• **REQUEST**
Return every line below in which "code" appears.

• **DATASET EXCERPTS**
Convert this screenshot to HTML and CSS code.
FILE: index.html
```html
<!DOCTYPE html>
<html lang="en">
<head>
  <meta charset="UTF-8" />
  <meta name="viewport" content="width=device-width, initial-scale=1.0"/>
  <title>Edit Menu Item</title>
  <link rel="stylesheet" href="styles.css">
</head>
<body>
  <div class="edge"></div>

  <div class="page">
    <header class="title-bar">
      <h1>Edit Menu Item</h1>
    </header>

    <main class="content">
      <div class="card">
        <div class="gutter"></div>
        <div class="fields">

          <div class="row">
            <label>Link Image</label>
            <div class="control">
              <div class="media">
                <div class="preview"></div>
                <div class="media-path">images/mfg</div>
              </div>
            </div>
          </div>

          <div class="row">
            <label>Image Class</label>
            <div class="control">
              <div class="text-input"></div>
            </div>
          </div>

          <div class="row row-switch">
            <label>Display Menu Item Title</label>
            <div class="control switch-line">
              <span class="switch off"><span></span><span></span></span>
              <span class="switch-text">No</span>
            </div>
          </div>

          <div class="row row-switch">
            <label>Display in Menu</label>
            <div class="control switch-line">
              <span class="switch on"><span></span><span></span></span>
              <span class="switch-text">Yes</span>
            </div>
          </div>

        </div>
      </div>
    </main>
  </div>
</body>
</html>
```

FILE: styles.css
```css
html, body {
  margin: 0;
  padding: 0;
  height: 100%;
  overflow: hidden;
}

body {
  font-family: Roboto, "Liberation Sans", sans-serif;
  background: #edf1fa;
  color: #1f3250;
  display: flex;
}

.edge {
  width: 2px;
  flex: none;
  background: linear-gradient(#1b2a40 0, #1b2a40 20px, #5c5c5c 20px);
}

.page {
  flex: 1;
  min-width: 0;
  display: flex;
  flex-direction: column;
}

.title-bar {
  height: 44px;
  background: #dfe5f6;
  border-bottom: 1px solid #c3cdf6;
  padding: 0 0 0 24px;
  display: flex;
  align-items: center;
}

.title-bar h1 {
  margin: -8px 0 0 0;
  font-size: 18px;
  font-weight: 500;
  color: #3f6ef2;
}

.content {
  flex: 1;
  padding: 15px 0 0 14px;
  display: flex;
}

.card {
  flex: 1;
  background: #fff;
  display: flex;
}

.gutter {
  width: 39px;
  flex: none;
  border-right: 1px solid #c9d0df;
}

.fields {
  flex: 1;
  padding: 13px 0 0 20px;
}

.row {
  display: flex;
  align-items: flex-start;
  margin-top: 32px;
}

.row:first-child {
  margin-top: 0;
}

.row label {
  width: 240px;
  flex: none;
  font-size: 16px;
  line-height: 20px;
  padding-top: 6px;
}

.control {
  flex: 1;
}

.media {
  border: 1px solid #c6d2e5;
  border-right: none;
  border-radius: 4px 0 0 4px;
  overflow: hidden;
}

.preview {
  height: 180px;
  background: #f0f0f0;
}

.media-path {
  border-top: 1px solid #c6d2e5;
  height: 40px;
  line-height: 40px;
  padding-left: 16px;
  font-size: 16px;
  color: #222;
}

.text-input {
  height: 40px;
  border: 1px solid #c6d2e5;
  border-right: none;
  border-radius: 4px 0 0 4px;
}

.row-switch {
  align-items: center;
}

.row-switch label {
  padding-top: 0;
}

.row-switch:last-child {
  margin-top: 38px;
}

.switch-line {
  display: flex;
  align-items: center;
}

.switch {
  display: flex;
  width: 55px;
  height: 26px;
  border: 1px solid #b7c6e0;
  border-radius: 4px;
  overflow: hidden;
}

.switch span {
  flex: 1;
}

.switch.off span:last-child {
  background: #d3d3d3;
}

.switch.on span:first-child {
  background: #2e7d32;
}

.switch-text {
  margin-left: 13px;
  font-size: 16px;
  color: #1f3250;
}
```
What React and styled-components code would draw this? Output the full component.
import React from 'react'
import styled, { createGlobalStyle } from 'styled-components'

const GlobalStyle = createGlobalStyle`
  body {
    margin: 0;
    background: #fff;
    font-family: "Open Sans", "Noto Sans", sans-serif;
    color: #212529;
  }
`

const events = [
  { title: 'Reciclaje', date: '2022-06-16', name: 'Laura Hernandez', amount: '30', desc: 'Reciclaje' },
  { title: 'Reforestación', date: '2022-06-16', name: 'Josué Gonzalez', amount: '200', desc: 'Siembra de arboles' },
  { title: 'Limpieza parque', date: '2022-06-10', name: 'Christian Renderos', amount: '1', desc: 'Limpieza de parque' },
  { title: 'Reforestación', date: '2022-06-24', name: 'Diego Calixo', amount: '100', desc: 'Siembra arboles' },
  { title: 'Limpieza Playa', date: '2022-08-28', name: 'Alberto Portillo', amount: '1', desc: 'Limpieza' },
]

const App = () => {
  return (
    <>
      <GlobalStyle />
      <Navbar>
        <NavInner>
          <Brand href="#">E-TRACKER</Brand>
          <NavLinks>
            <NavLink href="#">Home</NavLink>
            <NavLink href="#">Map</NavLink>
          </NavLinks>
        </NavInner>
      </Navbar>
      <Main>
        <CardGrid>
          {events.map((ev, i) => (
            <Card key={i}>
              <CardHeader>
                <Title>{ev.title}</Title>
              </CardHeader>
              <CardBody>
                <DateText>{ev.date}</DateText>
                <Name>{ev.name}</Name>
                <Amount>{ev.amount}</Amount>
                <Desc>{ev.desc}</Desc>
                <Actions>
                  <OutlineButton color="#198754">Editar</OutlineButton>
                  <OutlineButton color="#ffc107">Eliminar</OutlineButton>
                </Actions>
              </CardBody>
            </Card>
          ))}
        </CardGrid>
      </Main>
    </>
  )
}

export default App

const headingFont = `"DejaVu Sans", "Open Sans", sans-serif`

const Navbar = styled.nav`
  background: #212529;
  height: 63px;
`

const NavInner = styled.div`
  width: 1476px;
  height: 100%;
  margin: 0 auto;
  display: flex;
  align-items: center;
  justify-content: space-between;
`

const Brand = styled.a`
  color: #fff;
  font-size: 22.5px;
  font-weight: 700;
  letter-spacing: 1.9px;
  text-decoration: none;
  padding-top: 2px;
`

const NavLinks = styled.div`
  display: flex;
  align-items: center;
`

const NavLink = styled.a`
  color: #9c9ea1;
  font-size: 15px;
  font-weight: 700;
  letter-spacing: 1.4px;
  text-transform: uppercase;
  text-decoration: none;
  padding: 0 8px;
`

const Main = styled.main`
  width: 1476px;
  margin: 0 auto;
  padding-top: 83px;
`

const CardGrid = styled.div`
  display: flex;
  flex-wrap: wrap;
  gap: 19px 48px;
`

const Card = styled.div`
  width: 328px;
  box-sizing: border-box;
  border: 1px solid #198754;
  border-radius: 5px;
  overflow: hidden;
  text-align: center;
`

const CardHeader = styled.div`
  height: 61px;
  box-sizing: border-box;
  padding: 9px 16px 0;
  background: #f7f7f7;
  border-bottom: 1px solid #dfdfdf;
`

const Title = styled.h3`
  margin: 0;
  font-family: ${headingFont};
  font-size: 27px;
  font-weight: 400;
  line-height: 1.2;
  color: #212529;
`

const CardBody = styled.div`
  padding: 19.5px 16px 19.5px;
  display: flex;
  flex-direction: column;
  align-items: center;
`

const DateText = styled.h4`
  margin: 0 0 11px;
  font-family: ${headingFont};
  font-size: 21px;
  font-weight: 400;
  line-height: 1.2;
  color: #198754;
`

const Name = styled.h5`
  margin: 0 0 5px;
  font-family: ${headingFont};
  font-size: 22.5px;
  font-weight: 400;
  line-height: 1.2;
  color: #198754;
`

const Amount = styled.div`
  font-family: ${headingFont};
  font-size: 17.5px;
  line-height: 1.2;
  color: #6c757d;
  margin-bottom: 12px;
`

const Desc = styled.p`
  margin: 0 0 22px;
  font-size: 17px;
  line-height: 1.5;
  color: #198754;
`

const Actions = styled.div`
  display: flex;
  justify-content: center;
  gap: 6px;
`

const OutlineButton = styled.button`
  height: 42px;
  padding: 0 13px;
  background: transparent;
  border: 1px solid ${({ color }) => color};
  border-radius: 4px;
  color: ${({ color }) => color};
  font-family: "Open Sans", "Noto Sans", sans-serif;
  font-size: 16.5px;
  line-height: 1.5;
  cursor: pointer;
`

• **SOLUTION TO THIS EXERCISE**
Convert this screenshot to HTML and CSS code.
What React and styled-components code would draw this? Output the full component.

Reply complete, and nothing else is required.